French pyromorphite is one of those essential European classics. While Les Farges may claim greater fame, Saint-Salvy's specimens are celebrated for their uniquely elegant crystal habit. With numerous tufts of acicular crystals radiating outwards, the appearance is true to the mine in which this piece was born. As shown in the photos, the crystals show exceptional development and aesthetic appeal under magnification!

 

MORE INFO

The Saint-Salvy deposit sits within an east-west fault system flanking the late Variscan Sidobre granite in the southern Massif Central, and was worked industrially as one of France's most significant zinc producers - notably one of the world's more important germanium-bearing deposits - with galena present as a subordinate ore. Pyromorphite formed secondarily in the oxidized upper zone as descending groundwaters dissolved galena and reacted with phosphate sourced from apatite in the surrounding carbonaceous Cambrian schists, concentrating lead and phosphate ions at sites where pH conditions favored precipitation.

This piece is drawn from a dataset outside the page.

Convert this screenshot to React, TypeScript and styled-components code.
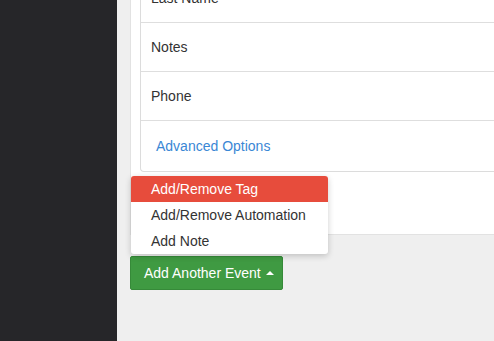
import React from 'react'
import styled, {createGlobalStyle} from 'styled-components'

const GlobalStyle = createGlobalStyle`
    html, body{
        margin: 0;
        padding: 0;
        height: 100%;
        overflow: hidden;
        font-family: "Liberation Sans", Arial, sans-serif;
    }
    #root{
        height: 100%;
    }
`

const Layout = styled.div`
    display: flex;
    height: 341px;
    overflow: hidden;
`

const Sidebar = styled.aside`
    width: 117px;
    flex-shrink: 0;
    background: #262629;
`

const Main = styled.main`
    flex: 1;
    min-width: 0;
    background: #efefef;
    padding-left: 13px;
    overflow: hidden;
`

const Panel = styled.section`
    width: 420px;
    margin-top: -26px;
    padding: 0 0 62px 9px;
    background: #fff;
    border: 1px solid #e2e2e2;
    border-top: none;
    border-right: none;
`

const Card = styled.div`
    border: 1px solid #dcdcdc;
    border-right: none;
    border-radius: 4px 0 0 4px;
    border-top: none;
`

const Row = styled.div<{$link?: boolean}>`
    display: flex;
    align-items: center;
    height: ${p => p.$link ? '50px' : '48px'};
    padding-left: ${p => p.$link ? '15px' : '10px'};
    font-size: 14px;
    color: ${p => p.$link ? '#3a87d5' : '#333'};
    border-bottom: ${p => p.$link ? 'none' : '1px solid #dedede'};
`

const Actions = styled.div`
    position: relative;
    margin-top: 21px;
    display: inline-block;
`

const Menu = styled.ul`
    position: absolute;
    left: 1px;
    bottom: calc(100% + 2px);
    width: 197px;
    margin: 0;
    padding: 0;
    list-style: none;
    background: #fff;
    border-radius: 3px;
    box-shadow: 0 2px 6px rgba(0,0,0,0.2);
    overflow: hidden;
`

const MenuItem = styled.li<{$active?: boolean}>`
    height: 26px;
    line-height: 26px;
    padding-left: 20px;
    font-size: 14px;
    color: ${p => p.$active ? '#fff' : '#333'};
    background: ${p => p.$active ? '#e74c3c' : 'transparent'};
`

const Button = styled.button`
    display: flex;
    align-items: center;
    gap: 5px;
    height: 34px;
    width: 153px;
    padding: 0 0 0 13px;
    border: 1px solid #368a39;
    border-radius: 2px;
    background: #3f9a42;
    color: #fff;
    font-family: inherit;
    font-size: 14px;
`

const Caret = styled.span`
    width: 0;
    height: 0;
    border-left: 4px solid transparent;
    border-right: 4px solid transparent;
    border-bottom: 4px solid #fff;
`

const App = () => {
    return (
        <Layout>
            <GlobalStyle />
            <Sidebar />
            <Main>
                <Panel>
                    <Card>
                        <Row>Last Name</Row>
                        <Row>Notes</Row>
                        <Row>Phone</Row>
                        <Row $link>Advanced Options</Row>
                    </Card>
                </Panel>
                <Actions>
                    <Menu>
                        <MenuItem $active>Add/Remove Tag</MenuItem>
                        <MenuItem>Add/Remove Automation</MenuItem>
                        <MenuItem>Add Note</MenuItem>
                    </Menu>
                    <Button>Add Another Event <Caret /></Button>
                </Actions>
            </Main>
        </Layout>
    )
}

export default App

What distinguishes Saint-Salvy pyromorphite from the better-known Les Farges material is the strongly acicular crystal habit - thin, needle-like hexagonal prisms arranged in radiating, chatoyant sprays and spheroidal bundles on dark slate matrix rather than the stout cavernous crystals typical of Corrèze. The color is a saturated lime to emerald green. Mining ceased in the late twentieth century, and while Saint-Salvy never achieved the name recognition of Les Farges internationally, its distinctive habit makes specimens immediately identifiable; fine examples are underrepresented in major collections relative to their quality.